Recently, the logic board on my Macbook Pro malfunctioned with no warning whatsoever and I had to send it in for repair. It was one of those things where everything was fine during the day but later in the evening, nothing but a black screen. I had experienced a computer crash years ago when I had a PC. Back then I had my files backed up on an external drive but reinstalling all of the software (Lightroom, Photoshop, MS Office, etc) was a complete chore. Having become a Mac user a few years ago, several photographers on Naturescapes.net suggested I use Apple’s Time Machine as a backup of my entire computer. Trusting their advice, I bought a 1TB external HD from Seagate and dedicated it to Time Machine. Here is how Apple describes it on their website:

Time-Machine Icon

Time Machine is the built-in backup that works with your Mac and an external drive (sold separately) or Time Capsule. Connect the drive, assign it to Time Machine, and start enjoying some peace of mind. Time Machine automatically backs up your entire Mac, including system files, applications, accounts, preferences, music, photos, movies, and documents. But what makes Time Machine different from other backup applications is that it not only keeps a spare copy of every file, it remembers how your system looked on any given day—so you can revisit your Mac as it appeared in the past.

From my recent experience, their description is completely accurate. Furthermore, I’d like to emphasize that part about “peace of mind”. Once my computer was returned, I started it up and was prompted to connect the Time Machine backup. That’s all it took and about 3 hours later, my computer was restored exactly as I had last used it. Well, not exactly as I had not backed up in two weeks but all my recent images were still on their cards and the few excel files I had modified were easily restored. Photoshop, Lightroom, iTunes, MS Office, EndNote, everything I use was restored. I did not have to find the CD’s and manually reinstall all that software. My most important files (doctoral manuscripts, saved articles, photos, etc.) were all right there. Everything was configured and operating exactly as the day I had last used it. I can’t tell you how impressed and relieved I was, but I’m trying to tell you in this blog.

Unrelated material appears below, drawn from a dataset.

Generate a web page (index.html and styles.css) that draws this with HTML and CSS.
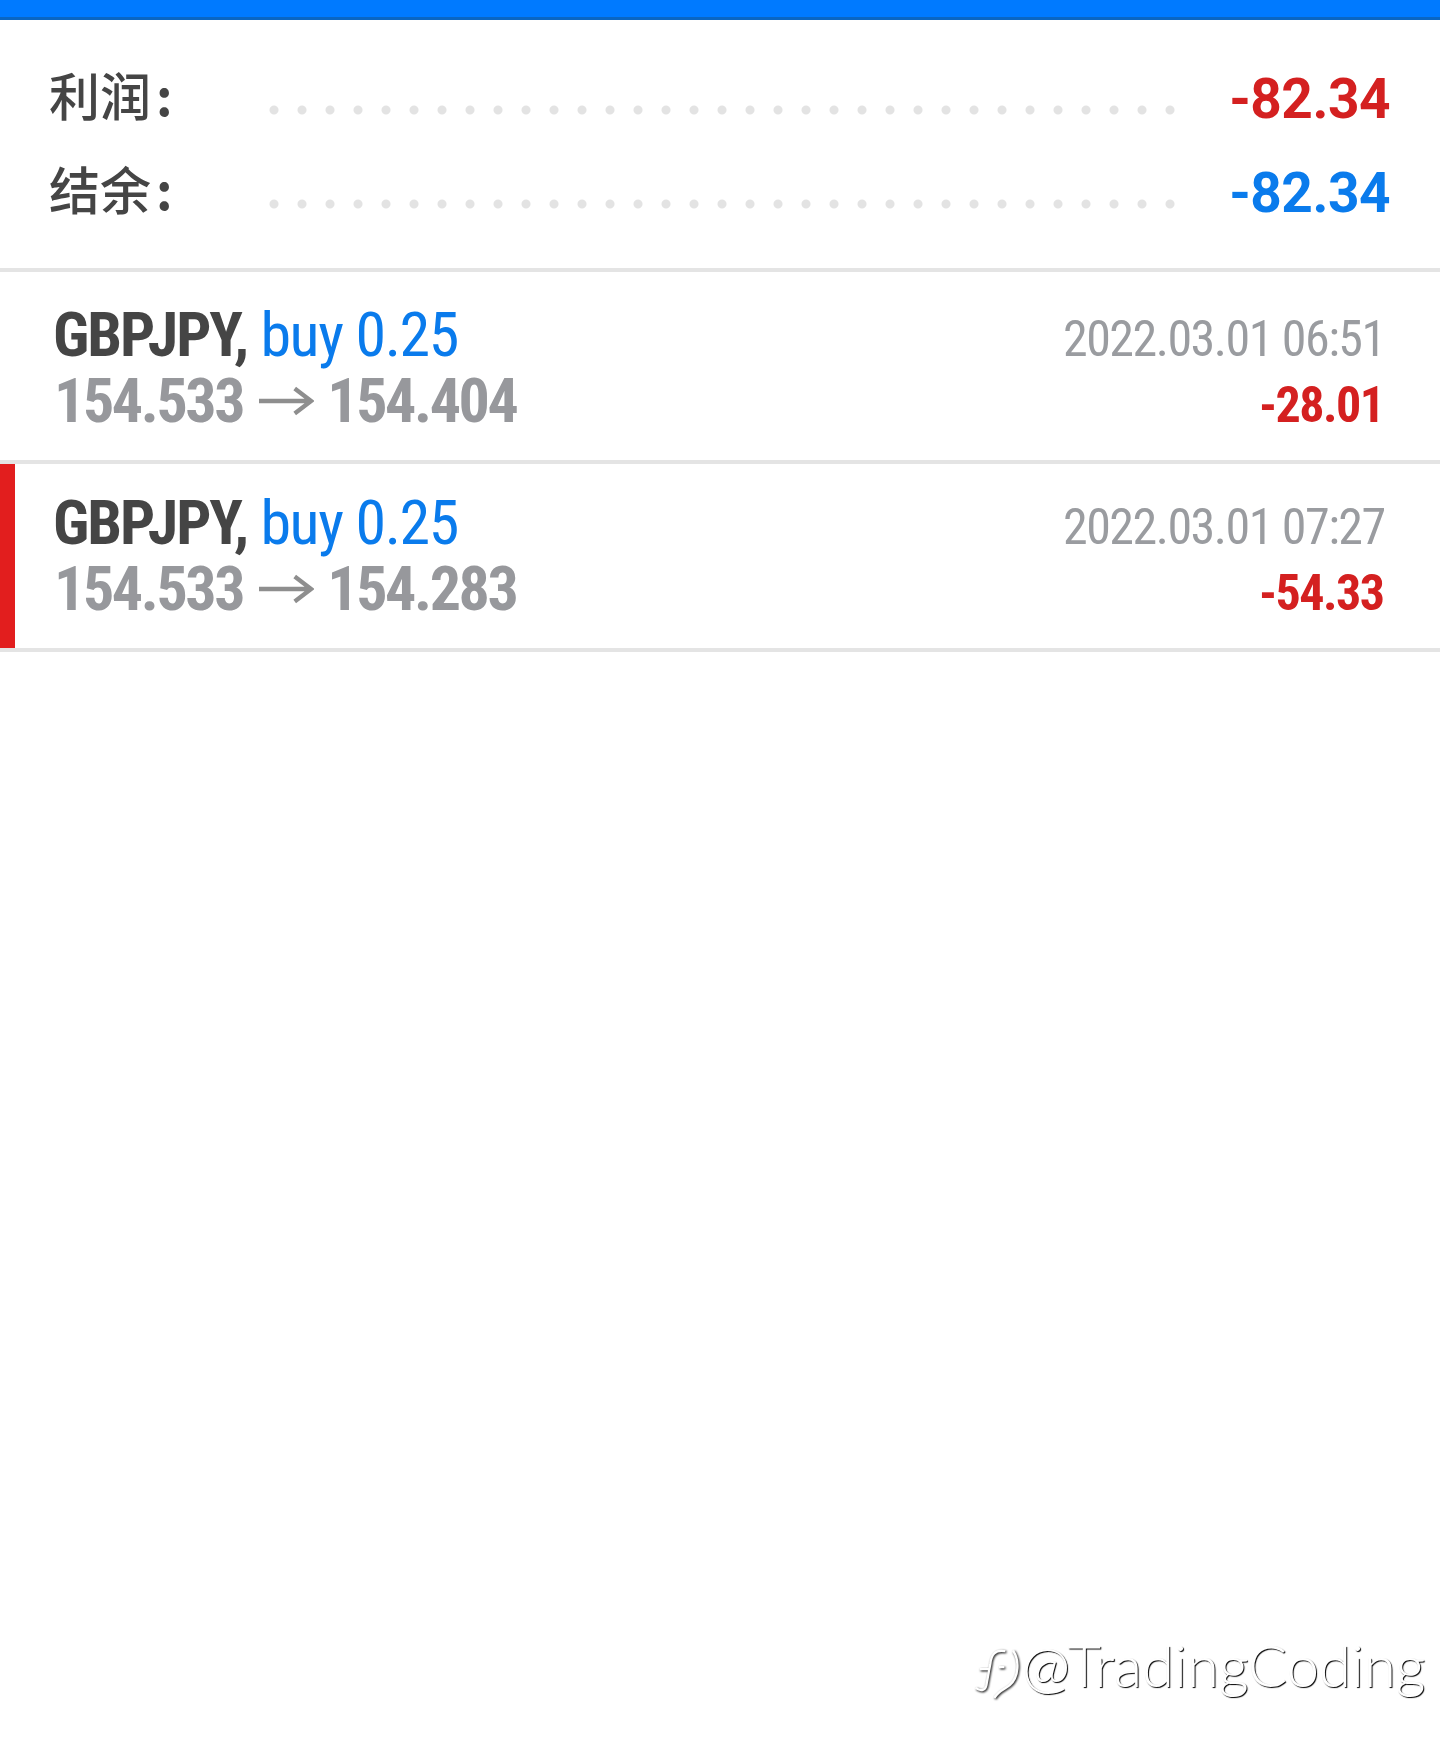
FILE: index.html
```html
<!DOCTYPE html>
<html lang="zh-CN">
<head>
  <meta charset="UTF-8">
  <title>历史</title>
  <link rel="stylesheet" href="styles.css">
</head>
<body>

  <div class="topbar"></div>

  <div class="summary">
    <div class="line">
      <span class="label">利润<span class="colon">:</span></span>
      <span class="dots"></span>
      <span class="total red">-82.34</span>
    </div>
    <div class="line">
      <span class="label">结余<span class="colon">:</span></span>
      <span class="dots"></span>
      <span class="total blue">-82.34</span>
    </div>
  </div>

  <div class="deal">
    <div class="left">
      <div class="title"><b>GBPJPY,</b> <span class="blue">buy 0.25</span></div>
      <div class="prices">
        <span>154.533</span>
        <svg class="arrow" viewBox="0 0 57 30"><path d="M0 15H54M37 2L54 15L37 28"/></svg>
        <span>154.404</span>
      </div>
    </div>
    <div class="right">
      <div class="date">2022.03.01 06:51</div>
      <div class="profit red">-28.01</div>
    </div>
  </div>

  <div class="deal selected">
    <div class="left">
      <div class="title"><b>GBPJPY,</b> <span class="blue">buy 0.25</span></div>
      <div class="prices">
        <span>154.533</span>
        <svg class="arrow" viewBox="0 0 57 30"><path d="M0 15H54M37 2L54 15L37 28"/></svg>
        <span>154.283</span>
      </div>
    </div>
    <div class="right">
      <div class="date">2022.03.01 07:27</div>
      <div class="profit red">-54.33</div>
    </div>
  </div>

  <div class="watermark">
    <svg class="wm-logo" viewBox="40 80 150 170"><path d="M137 98C105 92 95 110 92 135L80 200C76 218 62 218 48 208M60 152H90M118 146H134M160 96C180 125 178 175 150 200C135 212 118 215 104 238"/></svg>
    <span>@TradingCoding</span>
  </div>

</body>
</html>
```

FILE: styles.css
```css
body {
  margin: 0;
  height: 1746px;
  overflow: hidden;
  background: #fff;
  font-family: Roboto, "Noto Sans CJK SC", sans-serif;
  font-stretch: 75%;
  position: relative;
}

.topbar {
  height: 17px;
  background: #007aff;
  border-bottom: 3px solid #0a66c2;
}

.red {
  color: #d42020;
}

.blue {
  color: #0a7bec;
}

.summary {
  height: 252px;
  padding: 45px 50px 0 50px;
  box-sizing: border-box;
  border-bottom: 4px solid #e4e4e4;
}

.line {
  display: flex;
  height: 94px;
}

.label {
  width: 211px;
  flex: none;
  margin-top: -1px;
  margin-left: -1px;
  font-family: "Noto Sans CJK SC", sans-serif;
  font-size: 51px;
  font-weight: 500;
  line-height: 60px;
  color: #454545;
}

.colon {
  margin-left: 5px;
  font-weight: 700;
}

.dots {
  width: 924px;
  height: 10px;
  margin-top: 40px;
  flex: none;
  background: radial-gradient(circle at center, #e3e3e3 4px, transparent 5px) 0 0 / 28px 10px repeat-x;
}

.total {
  margin-left: auto;
  margin-top: 4px;
  font-size: 55px;
  font-stretch: 100%;
  font-weight: 700;
  letter-spacing: -0.5px;
  line-height: 60px;
}

.deal {
  display: flex;
  justify-content: space-between;
  height: 192px;
  box-sizing: border-box;
  padding: 30px 55px 0 53px;
  border-bottom: 4px solid #e4e4e4;
}

.deal.selected {
  box-shadow: inset 15px 0 0 #e21e1e;
  height: 188px;
  padding-top: 26px;
}

.title {
  font-size: 62px;
  letter-spacing: -2px;
  line-height: 66px;
  color: #454545;
  white-space: nowrap;
}

.title b {
  font-weight: 700;
  margin-right: 1px;
}

.title .blue {
  letter-spacing: -1.4px;
}

.prices {
  display: flex;
  align-items: center;
  padding-left: 1px;
  font-size: 62px;
  font-weight: 700;
  letter-spacing: -2.4px;
  line-height: 66px;
  color: #97989c;
}

.arrow {
  width: 55px;
  height: 30px;
  margin: 0 13px 0 16px;
  fill: none;
  stroke: #8e8e8e;
  stroke-width: 4.5;
}

.right {
  width: 322px;
  padding-top: 4px;
}

.date {
  font-size: 50px;
  letter-spacing: -1.5px;
  line-height: 66px;
  color: #9a9ca0;
  white-space: nowrap;
}

.profit {
  padding-left: 196px;
  font-size: 50px;
  font-weight: 700;
  letter-spacing: -1.5px;
  line-height: 66px;
}

.watermark {
  position: absolute;
  left: 973px;
  top: 1632px;
  display: flex;
  align-items: flex-start;
  font-family: Lato, sans-serif;
  font-weight: 300;
  font-size: 58px;
  line-height: 66px;
  color: #fff;
  text-shadow: 1px 1px 1px #000;
  white-space: nowrap;
}

.wm-logo {
  width: 50px;
  height: 57px;
  margin-top: 13px;
  margin-right: -1px;
  fill: none;
  stroke: #fff;
  stroke-width: 7;
  filter: drop-shadow(1.5px 1.5px 1px #000);
}
```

Seagate External Hard Drive, 1TB, Stock Photo.

As for the Seagate external hard drive. I’ve trusted Seagate for the past 10 years. I’ve also used Western Digital with confidence over the past 5 years. Drives from each of these makers have proven reliable. My photos are all stored on a Western Digital external hard drive and another Western Digital drive serves as a backup to that one. The Seagate remains dedicated to Time Machine.  I cannot emphasize enough that if you are operating a computer and do not have a backup, go out and buy an external drive right now and make sure you protect yourself. Computers are technological tools with working components that eventually will wear out so as I say in the title of this blog, it’s not a matter of if, but when. Don’t get caught by surprise.